**Goal**. Take the lines of the data below from the very first through the line containing "import React from" and output them exactly, pictures excluded.
══ Data section
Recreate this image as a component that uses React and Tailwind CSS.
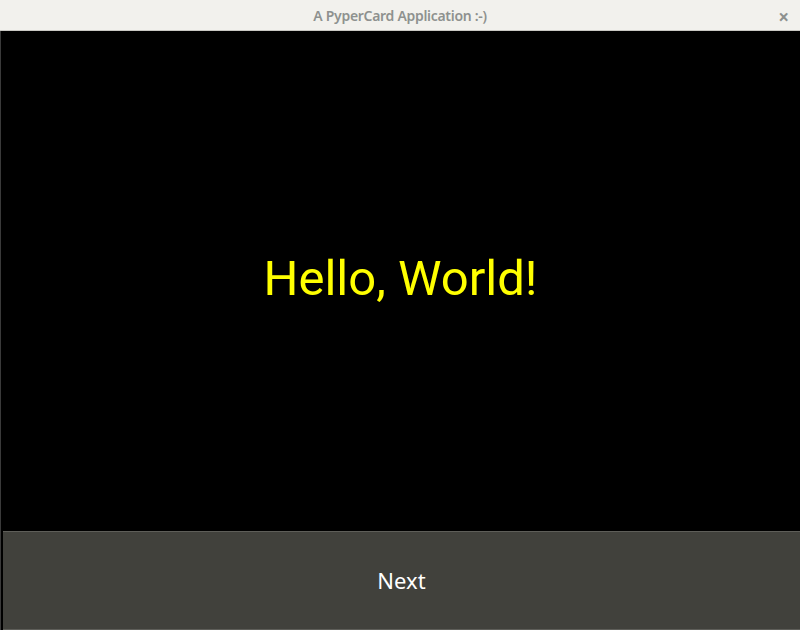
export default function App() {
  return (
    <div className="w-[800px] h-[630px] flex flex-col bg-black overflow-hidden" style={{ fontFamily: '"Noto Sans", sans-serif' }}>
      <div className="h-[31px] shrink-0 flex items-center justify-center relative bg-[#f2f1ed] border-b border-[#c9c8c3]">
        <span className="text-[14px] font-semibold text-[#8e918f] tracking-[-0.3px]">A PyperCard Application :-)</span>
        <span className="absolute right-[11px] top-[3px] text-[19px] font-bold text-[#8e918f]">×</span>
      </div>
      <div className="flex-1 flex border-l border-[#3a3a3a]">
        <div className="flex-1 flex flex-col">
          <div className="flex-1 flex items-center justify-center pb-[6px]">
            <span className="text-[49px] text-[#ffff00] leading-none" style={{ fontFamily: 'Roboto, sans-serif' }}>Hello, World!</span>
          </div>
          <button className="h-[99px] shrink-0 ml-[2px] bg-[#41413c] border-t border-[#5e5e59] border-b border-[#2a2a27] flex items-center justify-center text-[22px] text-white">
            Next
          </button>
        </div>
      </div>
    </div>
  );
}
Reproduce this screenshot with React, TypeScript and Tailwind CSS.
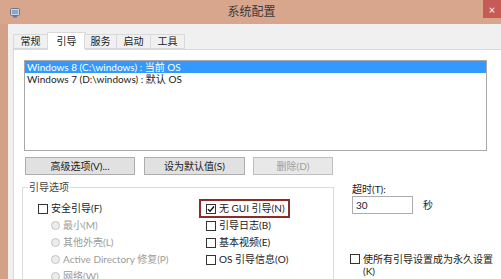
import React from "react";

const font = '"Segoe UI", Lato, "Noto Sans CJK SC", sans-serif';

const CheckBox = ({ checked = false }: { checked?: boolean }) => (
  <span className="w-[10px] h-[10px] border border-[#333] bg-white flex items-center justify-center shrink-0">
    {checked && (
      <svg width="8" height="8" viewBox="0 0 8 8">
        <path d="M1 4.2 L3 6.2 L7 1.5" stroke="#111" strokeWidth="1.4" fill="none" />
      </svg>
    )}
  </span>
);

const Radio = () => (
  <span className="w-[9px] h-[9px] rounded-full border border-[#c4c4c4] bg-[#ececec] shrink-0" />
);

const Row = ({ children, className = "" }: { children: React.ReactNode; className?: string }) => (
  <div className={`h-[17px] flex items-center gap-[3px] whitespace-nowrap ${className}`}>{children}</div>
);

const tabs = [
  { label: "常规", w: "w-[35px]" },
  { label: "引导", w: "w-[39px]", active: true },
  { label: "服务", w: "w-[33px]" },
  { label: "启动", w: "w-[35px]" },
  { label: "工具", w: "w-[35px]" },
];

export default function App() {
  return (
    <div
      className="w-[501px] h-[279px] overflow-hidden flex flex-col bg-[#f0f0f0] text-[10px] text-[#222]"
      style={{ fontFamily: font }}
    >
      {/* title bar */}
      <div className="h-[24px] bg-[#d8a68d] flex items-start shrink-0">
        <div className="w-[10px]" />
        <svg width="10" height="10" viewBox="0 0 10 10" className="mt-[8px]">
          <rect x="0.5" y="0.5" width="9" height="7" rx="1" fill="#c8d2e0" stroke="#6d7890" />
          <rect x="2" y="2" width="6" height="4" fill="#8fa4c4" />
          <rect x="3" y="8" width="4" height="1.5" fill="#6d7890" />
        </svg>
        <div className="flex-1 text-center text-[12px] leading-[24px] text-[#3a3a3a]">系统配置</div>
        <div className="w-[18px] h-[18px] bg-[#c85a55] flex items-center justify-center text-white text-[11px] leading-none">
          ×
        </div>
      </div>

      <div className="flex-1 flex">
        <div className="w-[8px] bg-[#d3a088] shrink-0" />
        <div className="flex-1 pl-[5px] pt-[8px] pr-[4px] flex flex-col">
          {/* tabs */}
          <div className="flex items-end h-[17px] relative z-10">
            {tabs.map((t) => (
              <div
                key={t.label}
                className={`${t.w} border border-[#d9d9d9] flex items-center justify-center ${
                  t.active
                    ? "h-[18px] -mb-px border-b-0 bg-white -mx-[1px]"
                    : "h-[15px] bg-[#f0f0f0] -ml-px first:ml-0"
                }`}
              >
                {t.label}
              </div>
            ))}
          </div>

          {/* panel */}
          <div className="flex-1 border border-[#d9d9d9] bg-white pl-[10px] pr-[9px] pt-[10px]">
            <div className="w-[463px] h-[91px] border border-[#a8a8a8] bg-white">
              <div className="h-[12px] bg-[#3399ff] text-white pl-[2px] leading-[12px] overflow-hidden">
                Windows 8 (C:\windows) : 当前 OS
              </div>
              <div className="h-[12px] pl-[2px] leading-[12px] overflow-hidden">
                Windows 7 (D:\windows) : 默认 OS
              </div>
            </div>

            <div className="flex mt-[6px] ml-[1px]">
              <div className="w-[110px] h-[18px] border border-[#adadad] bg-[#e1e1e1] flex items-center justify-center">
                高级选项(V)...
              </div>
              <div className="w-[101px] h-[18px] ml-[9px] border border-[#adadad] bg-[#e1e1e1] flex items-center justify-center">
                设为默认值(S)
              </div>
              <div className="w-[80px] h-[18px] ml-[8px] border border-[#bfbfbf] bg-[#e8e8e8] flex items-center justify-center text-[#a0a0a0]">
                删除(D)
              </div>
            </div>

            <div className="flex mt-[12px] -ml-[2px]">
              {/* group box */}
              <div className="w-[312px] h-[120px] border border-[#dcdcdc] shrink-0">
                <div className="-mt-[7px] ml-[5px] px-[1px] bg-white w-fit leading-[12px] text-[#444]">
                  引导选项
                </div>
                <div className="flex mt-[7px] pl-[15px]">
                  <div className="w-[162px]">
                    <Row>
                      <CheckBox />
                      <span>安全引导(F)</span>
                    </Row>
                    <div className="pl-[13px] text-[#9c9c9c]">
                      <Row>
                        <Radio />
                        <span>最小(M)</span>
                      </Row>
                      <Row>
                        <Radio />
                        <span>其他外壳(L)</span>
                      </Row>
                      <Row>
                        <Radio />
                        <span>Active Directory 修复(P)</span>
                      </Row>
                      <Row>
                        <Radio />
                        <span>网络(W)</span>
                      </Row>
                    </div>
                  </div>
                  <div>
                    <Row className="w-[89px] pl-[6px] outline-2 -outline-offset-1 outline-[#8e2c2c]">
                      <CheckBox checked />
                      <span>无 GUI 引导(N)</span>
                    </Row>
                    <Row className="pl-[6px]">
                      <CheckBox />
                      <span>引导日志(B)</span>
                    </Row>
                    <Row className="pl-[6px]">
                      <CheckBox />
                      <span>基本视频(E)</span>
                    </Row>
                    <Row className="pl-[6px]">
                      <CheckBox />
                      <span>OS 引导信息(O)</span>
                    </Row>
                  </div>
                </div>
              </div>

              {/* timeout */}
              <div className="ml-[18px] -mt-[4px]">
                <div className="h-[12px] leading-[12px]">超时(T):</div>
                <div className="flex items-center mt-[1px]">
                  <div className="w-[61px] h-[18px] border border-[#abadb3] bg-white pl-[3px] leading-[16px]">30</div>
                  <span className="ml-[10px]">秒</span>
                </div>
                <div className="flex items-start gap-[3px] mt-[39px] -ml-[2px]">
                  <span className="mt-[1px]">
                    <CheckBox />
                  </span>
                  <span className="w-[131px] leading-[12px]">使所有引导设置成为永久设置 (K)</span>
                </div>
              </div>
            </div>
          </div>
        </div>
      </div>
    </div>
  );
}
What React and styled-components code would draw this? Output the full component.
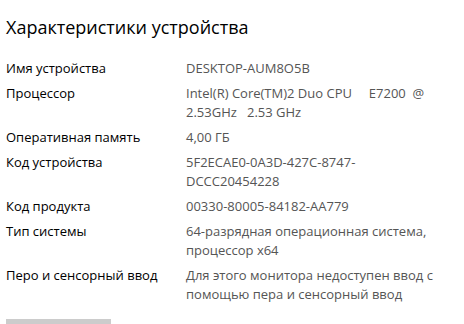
════
**Correct response**.
Recreate this image as a component that uses React and Tailwind CSS.
export default function App() {
  return (
    <div className="w-[800px] h-[630px] flex flex-col bg-black overflow-hidden" style={{ fontFamily: '"Noto Sans", sans-serif' }}>
      <div className="h-[31px] shrink-0 flex items-center justify-center relative bg-[#f2f1ed] border-b border-[#c9c8c3]">
        <span className="text-[14px] font-semibold text-[#8e918f] tracking-[-0.3px]">A PyperCard Application :-)</span>
        <span className="absolute right-[11px] top-[3px] text-[19px] font-bold text-[#8e918f]">×</span>
      </div>
      <div className="flex-1 flex border-l border-[#3a3a3a]">
        <div className="flex-1 flex flex-col">
          <div className="flex-1 flex items-center justify-center pb-[6px]">
            <span className="text-[49px] text-[#ffff00] leading-none" style={{ fontFamily: 'Roboto, sans-serif' }}>Hello, World!</span>
          </div>
          <button className="h-[99px] shrink-0 ml-[2px] bg-[#41413c] border-t border-[#5e5e59] border-b border-[#2a2a27] flex items-center justify-center text-[22px] text-white">
            Next
          </button>
        </div>
      </div>
    </div>
  );
}
Reproduce this screenshot with React, TypeScript and Tailwind CSS.
import React from "react";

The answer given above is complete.